#### Source excerpt:
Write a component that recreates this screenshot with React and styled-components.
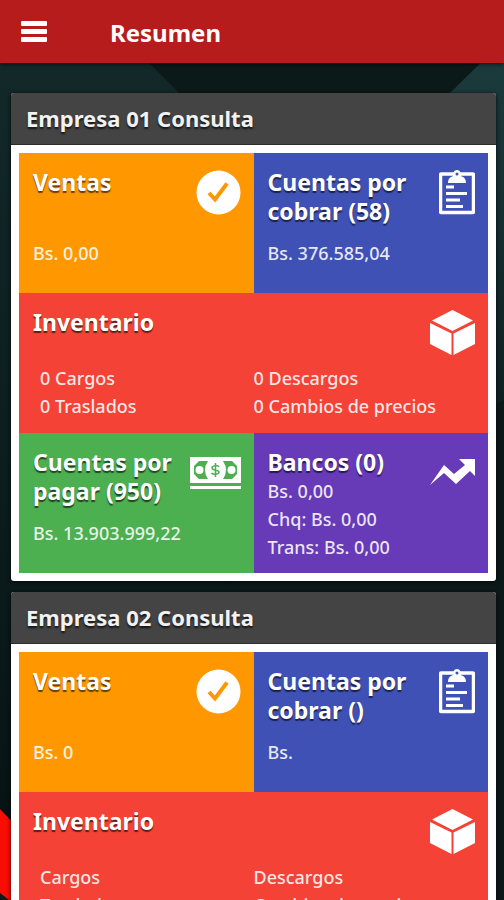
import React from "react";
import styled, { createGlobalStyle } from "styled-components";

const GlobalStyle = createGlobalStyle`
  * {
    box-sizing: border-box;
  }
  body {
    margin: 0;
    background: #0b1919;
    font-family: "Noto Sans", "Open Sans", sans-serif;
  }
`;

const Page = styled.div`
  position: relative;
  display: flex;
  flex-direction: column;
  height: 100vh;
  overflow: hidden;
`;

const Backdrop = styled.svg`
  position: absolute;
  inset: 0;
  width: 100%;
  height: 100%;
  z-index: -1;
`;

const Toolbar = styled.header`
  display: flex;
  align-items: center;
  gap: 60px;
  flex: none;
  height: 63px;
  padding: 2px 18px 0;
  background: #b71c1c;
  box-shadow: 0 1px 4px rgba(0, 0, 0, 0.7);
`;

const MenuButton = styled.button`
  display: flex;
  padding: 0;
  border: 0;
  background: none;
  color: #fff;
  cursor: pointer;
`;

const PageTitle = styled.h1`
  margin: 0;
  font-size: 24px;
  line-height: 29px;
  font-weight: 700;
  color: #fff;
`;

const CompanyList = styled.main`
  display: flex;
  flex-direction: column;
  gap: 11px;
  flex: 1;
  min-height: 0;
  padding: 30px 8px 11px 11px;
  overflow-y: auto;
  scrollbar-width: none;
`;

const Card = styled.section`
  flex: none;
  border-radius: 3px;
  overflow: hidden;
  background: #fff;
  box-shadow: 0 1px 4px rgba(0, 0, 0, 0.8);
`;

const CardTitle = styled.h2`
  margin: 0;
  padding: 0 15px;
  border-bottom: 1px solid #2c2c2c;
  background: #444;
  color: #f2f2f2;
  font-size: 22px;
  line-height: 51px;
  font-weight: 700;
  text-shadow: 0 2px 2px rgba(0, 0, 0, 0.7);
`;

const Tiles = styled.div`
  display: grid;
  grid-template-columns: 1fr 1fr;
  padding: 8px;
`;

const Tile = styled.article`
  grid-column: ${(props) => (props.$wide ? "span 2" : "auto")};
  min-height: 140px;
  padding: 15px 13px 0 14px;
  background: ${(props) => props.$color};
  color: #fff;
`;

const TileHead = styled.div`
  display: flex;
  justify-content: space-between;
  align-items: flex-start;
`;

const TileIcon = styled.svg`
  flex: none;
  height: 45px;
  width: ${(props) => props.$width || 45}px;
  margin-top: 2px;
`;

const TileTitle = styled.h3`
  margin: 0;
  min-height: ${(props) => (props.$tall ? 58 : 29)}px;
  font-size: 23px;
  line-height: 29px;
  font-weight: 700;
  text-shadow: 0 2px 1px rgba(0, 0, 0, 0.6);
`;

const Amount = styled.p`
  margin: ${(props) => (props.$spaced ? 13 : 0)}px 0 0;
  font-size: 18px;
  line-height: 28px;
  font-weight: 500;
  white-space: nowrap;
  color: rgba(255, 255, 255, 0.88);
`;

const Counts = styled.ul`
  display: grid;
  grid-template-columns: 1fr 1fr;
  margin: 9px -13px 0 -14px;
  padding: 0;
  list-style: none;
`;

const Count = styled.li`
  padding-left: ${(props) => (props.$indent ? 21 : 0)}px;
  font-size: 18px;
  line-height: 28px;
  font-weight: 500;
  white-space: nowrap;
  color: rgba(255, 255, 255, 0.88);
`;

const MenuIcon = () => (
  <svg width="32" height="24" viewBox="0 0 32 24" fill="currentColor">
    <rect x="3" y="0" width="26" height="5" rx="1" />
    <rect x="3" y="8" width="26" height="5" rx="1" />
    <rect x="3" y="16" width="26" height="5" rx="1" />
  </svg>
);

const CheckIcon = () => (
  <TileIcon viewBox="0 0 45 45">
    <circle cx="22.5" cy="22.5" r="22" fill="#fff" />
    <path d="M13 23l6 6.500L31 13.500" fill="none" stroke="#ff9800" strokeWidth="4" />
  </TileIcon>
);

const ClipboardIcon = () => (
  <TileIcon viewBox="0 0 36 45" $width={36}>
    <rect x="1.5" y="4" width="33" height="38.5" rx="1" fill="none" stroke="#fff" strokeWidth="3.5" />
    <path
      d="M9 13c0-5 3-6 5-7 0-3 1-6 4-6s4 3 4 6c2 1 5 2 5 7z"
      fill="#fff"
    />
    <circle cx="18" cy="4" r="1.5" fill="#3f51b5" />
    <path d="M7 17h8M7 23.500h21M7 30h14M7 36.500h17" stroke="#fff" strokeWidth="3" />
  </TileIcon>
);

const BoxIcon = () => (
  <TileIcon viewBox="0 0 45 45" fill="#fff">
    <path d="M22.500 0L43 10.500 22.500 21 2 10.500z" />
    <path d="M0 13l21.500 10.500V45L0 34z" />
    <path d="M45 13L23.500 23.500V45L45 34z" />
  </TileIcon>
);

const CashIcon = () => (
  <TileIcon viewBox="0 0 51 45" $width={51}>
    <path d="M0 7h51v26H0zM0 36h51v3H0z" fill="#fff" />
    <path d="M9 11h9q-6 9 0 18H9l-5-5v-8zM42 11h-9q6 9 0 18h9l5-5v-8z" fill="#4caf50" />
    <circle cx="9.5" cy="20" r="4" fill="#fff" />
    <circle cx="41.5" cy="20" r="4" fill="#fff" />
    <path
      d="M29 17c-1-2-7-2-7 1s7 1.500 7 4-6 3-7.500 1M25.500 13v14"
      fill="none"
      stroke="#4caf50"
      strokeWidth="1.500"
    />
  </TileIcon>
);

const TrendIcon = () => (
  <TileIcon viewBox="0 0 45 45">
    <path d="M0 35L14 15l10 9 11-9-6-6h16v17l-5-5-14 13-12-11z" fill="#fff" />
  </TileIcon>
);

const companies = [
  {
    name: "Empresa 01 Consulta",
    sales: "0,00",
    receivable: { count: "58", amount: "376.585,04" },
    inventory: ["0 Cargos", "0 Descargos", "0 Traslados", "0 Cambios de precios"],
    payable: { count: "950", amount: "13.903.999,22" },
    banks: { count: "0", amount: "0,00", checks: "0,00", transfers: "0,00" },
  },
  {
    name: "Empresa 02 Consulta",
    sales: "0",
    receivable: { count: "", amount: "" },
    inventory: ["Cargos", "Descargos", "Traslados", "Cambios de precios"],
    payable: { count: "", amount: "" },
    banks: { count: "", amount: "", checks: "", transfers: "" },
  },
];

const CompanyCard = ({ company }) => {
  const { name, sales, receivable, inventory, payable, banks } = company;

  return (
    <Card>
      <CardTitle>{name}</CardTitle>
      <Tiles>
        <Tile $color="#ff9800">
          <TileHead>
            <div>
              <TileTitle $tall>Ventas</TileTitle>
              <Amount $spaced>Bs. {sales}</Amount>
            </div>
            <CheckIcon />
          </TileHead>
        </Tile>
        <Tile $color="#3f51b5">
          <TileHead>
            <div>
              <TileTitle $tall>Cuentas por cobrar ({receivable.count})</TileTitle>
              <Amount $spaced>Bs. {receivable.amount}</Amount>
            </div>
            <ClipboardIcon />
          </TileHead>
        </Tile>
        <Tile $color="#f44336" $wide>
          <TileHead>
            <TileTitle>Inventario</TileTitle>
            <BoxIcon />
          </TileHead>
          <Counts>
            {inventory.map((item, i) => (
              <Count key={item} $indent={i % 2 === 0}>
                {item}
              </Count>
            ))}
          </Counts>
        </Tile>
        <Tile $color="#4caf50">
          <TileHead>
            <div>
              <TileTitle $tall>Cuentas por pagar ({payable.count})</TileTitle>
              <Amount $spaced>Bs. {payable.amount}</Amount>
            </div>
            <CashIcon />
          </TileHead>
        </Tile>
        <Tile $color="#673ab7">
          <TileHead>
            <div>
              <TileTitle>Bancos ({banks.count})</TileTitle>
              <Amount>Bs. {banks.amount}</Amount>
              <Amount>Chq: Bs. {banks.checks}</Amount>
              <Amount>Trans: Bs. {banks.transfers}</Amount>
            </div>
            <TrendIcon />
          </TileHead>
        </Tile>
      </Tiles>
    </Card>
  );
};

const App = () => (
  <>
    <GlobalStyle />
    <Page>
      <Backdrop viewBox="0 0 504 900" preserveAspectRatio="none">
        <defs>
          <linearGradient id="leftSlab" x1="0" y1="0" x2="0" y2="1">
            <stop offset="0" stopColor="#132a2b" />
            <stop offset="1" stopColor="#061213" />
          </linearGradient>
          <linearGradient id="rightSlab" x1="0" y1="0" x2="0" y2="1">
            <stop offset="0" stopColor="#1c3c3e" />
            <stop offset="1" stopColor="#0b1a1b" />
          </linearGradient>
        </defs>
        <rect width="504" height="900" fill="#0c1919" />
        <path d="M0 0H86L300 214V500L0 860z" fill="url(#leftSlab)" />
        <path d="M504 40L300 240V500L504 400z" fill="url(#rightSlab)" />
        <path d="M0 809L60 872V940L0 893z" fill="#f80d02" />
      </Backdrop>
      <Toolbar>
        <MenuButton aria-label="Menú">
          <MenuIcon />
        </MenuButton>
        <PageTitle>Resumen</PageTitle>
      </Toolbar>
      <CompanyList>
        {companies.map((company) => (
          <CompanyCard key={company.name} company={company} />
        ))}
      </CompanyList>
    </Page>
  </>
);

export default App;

#### Job:
Scan the data above and copy every line with "components" in it.

#### Completed exercise:
Write a component that recreates this screenshot with React and styled-components.
import styled, { createGlobalStyle } from "styled-components";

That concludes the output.